As the new year arrived, I realized I no longer wanted to run from pain and look back to all that chased me. So bizarre that merely flipping the calendar could bring a fresh start, an awaking to the blessing of a new day and yet, it seems it is so. Certainly all the resolutions and goal setting that begins on this day each year would hint that I am not alone in embracing another chance to get it right, be healthier, find joy again. The grief group I attended surely assisted in gaining this different perspective, 6 weekly meetings that provided a safe space to be angry and broken as well as the offer to see even a tiny bit beyond my limited view. Imagine running in the darkness, desperate to avoid the dangers of sorrow all around and then the lights come back on, casting out the shadows of “what-ifs” and “if onlys”, illuminating the truth that I was running for no reason, the threats were all in my head. I was given the larger view, that my Arrow is in a better place, words that angered me in the darkness but reassured in the light.
I survived a year of firsts, a year spent mostly sitting silently in my grief, sometimes showing my tears but most often putting on a fake brave face. I thought I was getting through each empty day mired in memories without making progress, what really would progress look like? Trudging through every morning, long nights that brought no relief, and yet I find I have moved forward, into an unknown life without the joy of my son, also without the worry and despair that comes from loving an addict. I was freed from the demons that haunted us for 11 years, it just took some time to stop the habit of fretting and wringing our hands and checking the local police blotter every day. We survived against most of my efforts and even as I questioned the wisdom of a God who refuse to offer me the out I desired, I was slowly given the knowledge that I still had more to live for, more to experience, more life ahead.

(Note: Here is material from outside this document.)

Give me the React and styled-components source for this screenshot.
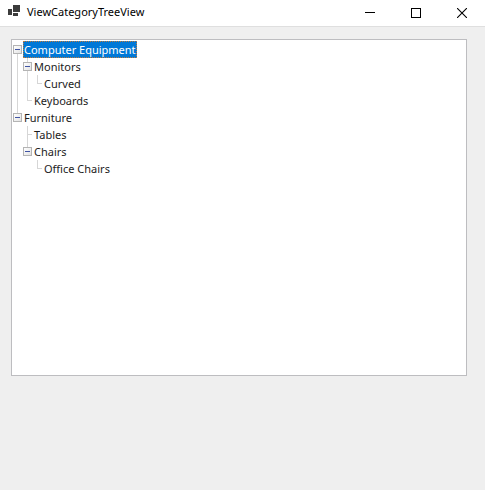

I didn’t get the blessing of dying from a broken heart, instead I am offered the chance to live with one. The energy, the adrenaline rush that comes after the crisis has passed now fills my soul, even as I resist the fresh air and look suspiciously at the empty calendar and the hope that flutters within. We are embarking on the second year, one surely filled with more tears and sadness and dark days and yet… we are moving forward into a light that exposes happy memories as well. Plum, Chef and I celebrated New Year’s Eve with root beer floats just as we always did with my Stella and Arrow. We played games and built Lego sets and were asleep by 8:30, safe in the belief that we didn’t have to watch the clock to know another day was coming. As the first day of the new year dawned, we lit sparklers and celebrated both the darkness and the light, both surviving and living as we breathed in deeply the possibilities of this new 24 hours. We have entered year 2, a year of seconds that seems to be inviting us into different firsts.
Happy New Year friends, thank you all for continuing to read a blog filled with longing and sorrow, thank you for the texts and dinners and cards and your couches. Thank you for walking through the darkness with me, bringing your light and showing me I had nothing to fear. You are the angels of God who knew I would follow you back to Him. This isn’t a horror movie, this is a life, full of minutes and moments and months, full of joys and sorrows. I have survived thus far, I might as well see what is ahead, I might as well grasp the joys that also lurk just around the corner. Be blessed friends.